- **Dataset excerpt**:
=======

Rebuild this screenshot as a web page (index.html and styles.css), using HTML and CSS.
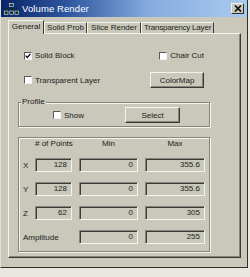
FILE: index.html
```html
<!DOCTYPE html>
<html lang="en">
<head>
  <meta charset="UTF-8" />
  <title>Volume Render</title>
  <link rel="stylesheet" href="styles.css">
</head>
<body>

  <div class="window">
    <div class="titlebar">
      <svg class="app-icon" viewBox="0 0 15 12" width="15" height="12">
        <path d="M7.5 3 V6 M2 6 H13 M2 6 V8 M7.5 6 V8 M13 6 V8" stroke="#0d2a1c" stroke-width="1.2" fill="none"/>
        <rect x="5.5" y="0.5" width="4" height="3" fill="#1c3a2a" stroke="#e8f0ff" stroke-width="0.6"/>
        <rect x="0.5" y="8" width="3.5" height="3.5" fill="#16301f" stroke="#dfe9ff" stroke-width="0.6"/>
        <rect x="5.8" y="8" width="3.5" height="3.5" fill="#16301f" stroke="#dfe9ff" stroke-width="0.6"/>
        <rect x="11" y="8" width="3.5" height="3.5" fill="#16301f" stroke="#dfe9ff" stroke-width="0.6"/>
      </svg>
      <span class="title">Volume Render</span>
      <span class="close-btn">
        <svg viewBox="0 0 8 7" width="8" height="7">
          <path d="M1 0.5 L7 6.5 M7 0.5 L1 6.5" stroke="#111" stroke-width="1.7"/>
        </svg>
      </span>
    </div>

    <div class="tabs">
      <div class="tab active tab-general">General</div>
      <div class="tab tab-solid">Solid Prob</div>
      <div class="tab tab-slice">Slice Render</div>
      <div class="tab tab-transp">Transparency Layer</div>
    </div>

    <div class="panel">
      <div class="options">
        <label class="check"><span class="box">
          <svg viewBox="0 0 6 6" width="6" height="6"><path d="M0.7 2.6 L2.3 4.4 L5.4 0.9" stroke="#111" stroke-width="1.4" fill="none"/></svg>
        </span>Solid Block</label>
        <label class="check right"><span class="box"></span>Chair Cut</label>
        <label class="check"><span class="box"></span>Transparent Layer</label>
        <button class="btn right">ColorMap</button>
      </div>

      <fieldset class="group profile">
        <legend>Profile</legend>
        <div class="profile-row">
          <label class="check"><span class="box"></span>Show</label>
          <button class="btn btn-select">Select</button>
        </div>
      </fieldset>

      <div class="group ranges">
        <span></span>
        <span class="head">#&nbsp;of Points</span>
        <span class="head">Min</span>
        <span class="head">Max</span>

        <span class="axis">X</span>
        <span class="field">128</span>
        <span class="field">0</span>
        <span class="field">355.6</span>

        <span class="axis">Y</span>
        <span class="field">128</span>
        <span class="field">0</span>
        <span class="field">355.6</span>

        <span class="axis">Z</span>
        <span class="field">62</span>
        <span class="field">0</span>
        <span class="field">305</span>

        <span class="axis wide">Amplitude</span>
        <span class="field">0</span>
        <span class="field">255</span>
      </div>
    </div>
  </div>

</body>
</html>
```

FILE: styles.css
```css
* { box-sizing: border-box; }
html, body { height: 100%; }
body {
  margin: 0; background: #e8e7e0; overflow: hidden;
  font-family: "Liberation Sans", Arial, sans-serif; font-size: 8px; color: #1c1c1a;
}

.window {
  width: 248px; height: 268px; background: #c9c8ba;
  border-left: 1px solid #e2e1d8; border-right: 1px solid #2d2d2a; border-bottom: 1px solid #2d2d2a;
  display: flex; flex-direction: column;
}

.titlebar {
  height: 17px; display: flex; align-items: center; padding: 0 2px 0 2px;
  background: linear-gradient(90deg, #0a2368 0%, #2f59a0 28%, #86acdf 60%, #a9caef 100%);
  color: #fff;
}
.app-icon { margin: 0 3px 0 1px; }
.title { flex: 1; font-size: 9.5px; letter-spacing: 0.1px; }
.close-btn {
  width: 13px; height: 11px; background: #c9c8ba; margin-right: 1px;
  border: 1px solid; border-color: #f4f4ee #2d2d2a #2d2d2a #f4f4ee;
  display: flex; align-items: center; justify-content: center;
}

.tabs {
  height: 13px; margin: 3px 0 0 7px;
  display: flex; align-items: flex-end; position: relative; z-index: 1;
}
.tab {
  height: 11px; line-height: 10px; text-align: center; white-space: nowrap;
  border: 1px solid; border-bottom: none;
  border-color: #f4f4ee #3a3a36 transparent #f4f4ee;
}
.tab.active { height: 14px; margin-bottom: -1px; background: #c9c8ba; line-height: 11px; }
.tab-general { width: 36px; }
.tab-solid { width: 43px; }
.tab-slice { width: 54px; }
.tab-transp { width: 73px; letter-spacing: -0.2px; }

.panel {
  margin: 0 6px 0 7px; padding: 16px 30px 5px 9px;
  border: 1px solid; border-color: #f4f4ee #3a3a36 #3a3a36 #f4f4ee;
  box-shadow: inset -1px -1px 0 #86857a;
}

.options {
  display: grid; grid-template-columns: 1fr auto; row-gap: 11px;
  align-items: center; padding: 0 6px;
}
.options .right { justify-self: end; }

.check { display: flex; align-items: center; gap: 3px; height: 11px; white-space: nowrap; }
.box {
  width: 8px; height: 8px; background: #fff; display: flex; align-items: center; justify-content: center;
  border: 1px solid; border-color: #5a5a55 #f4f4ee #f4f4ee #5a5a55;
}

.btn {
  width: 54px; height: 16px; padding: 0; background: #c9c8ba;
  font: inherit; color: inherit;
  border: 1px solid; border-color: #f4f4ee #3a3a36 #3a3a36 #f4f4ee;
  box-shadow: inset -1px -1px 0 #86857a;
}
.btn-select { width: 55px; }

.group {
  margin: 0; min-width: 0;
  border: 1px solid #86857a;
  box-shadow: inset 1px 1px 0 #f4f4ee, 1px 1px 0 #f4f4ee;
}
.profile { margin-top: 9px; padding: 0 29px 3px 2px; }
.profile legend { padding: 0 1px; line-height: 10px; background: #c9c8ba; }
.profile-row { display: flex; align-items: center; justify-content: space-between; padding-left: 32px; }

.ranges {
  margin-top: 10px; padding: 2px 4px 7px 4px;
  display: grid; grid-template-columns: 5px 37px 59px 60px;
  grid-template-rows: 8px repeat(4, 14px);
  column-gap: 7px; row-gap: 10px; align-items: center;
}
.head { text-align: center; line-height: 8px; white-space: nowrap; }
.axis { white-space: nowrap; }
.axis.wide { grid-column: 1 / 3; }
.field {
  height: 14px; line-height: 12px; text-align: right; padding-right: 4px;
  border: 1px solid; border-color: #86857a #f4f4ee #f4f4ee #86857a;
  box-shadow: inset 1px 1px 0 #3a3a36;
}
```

=======

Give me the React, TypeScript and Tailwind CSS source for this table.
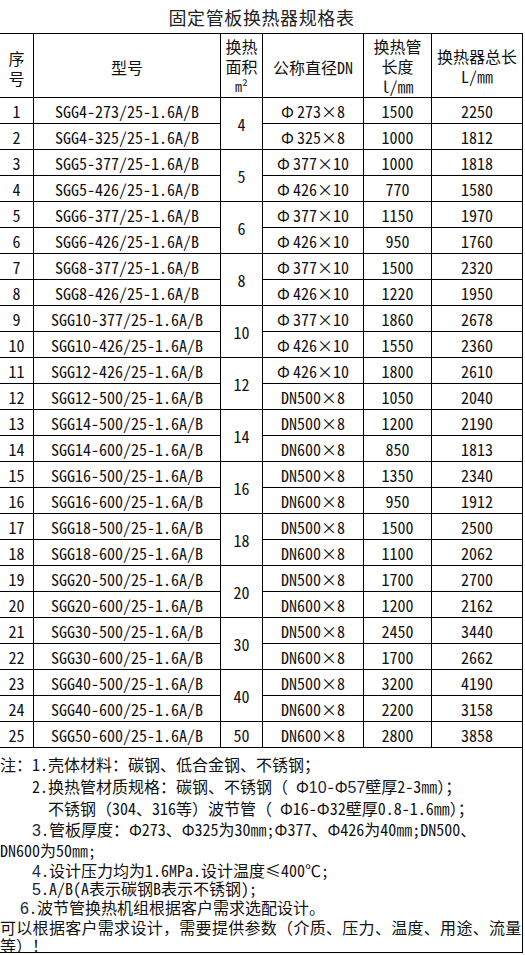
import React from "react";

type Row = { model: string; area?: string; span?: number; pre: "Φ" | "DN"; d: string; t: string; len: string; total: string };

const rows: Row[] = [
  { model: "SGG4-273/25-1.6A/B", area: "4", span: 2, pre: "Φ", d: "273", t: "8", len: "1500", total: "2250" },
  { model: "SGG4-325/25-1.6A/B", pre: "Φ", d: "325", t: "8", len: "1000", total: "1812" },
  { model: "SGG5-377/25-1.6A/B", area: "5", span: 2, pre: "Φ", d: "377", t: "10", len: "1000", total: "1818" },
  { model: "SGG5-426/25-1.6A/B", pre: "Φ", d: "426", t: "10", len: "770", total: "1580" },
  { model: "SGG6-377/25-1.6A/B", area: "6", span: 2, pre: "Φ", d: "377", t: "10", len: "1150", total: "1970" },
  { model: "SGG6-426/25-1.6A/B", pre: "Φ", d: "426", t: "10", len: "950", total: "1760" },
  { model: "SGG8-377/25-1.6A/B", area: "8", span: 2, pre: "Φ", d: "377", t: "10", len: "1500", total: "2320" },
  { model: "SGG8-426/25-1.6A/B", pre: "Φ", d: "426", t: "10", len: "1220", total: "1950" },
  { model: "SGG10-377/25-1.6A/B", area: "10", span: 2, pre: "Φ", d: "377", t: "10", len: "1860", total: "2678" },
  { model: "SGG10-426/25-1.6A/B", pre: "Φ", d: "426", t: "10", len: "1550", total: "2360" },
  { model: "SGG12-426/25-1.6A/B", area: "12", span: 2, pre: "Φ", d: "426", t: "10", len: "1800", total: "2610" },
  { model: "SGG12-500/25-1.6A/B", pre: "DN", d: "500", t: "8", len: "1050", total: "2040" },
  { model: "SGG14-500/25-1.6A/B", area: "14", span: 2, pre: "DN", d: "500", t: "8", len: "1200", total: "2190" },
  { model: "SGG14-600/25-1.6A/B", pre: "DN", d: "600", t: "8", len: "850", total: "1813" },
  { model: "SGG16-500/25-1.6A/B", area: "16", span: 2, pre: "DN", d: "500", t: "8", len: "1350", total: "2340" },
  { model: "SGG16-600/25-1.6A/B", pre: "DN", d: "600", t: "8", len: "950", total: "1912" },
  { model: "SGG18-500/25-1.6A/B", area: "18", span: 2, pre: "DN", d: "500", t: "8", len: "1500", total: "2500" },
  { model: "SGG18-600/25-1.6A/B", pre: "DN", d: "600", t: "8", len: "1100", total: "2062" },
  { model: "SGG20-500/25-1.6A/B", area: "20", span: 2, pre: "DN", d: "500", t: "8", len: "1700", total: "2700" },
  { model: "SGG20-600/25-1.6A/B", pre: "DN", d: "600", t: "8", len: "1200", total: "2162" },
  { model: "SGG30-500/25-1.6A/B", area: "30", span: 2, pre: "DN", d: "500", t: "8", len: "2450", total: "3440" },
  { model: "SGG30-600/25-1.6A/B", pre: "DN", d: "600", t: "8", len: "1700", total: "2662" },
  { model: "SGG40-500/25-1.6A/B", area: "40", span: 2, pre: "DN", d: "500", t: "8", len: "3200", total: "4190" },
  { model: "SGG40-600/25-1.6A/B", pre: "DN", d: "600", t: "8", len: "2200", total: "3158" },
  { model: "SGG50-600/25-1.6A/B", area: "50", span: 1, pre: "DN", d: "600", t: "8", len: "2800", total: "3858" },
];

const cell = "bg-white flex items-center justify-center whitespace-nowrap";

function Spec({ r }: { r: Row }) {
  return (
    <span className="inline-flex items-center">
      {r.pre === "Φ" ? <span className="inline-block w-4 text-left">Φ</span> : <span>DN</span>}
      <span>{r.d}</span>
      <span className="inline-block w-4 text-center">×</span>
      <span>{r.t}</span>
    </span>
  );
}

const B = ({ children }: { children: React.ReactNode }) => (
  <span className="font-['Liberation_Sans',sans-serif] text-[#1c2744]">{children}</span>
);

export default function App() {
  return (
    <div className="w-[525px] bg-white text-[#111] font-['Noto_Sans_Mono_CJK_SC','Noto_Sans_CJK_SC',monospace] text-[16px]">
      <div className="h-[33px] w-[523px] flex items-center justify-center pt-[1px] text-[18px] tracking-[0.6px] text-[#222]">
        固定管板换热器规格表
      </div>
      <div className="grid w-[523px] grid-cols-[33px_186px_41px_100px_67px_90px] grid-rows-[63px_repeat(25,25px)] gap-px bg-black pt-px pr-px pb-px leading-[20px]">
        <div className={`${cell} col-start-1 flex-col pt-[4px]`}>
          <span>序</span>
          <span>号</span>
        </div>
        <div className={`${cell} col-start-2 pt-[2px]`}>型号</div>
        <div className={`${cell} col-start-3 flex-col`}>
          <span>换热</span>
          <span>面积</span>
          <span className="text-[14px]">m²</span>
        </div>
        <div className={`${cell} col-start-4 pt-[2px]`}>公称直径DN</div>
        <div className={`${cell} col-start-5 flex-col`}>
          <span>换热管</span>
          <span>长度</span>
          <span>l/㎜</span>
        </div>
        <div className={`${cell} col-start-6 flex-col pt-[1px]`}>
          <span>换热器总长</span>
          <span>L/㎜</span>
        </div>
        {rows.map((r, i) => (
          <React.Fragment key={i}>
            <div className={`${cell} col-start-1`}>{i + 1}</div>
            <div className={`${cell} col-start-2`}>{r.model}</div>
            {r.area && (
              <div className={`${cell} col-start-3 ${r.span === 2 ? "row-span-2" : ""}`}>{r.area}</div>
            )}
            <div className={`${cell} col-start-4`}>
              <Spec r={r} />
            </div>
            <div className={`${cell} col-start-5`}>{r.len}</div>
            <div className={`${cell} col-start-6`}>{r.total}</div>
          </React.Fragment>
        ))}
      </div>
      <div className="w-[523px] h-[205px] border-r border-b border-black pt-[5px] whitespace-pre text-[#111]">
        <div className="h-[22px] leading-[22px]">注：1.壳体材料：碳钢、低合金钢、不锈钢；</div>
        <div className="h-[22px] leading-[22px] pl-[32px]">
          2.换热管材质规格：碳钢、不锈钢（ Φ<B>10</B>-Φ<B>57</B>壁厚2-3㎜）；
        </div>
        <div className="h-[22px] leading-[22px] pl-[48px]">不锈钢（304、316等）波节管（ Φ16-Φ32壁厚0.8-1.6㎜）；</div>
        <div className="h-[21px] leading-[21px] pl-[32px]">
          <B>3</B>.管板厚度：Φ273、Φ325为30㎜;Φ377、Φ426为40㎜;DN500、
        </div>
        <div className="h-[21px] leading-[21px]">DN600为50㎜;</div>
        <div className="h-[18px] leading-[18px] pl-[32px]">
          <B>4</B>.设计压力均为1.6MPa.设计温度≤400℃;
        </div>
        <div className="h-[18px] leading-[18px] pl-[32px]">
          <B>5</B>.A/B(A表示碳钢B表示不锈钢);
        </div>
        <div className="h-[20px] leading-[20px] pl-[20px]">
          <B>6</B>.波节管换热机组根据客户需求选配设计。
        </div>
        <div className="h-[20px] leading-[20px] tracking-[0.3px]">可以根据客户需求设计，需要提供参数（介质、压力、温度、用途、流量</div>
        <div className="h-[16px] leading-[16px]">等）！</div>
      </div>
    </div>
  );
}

=======

- **EXERCISE GOAL**: Extract the part of the records that opens with the line containing "Give me the" and closes with the line containing "string; area?: string;". Take only those lines, exactly, and no pictures.

- **RESPONSE**:
Give me the React, TypeScript and Tailwind CSS source for this table.
import React from "react";

type Row = { model: string; area?: string; span?: number; pre: "Φ" | "DN"; d: string; t: string; len: string; total: string };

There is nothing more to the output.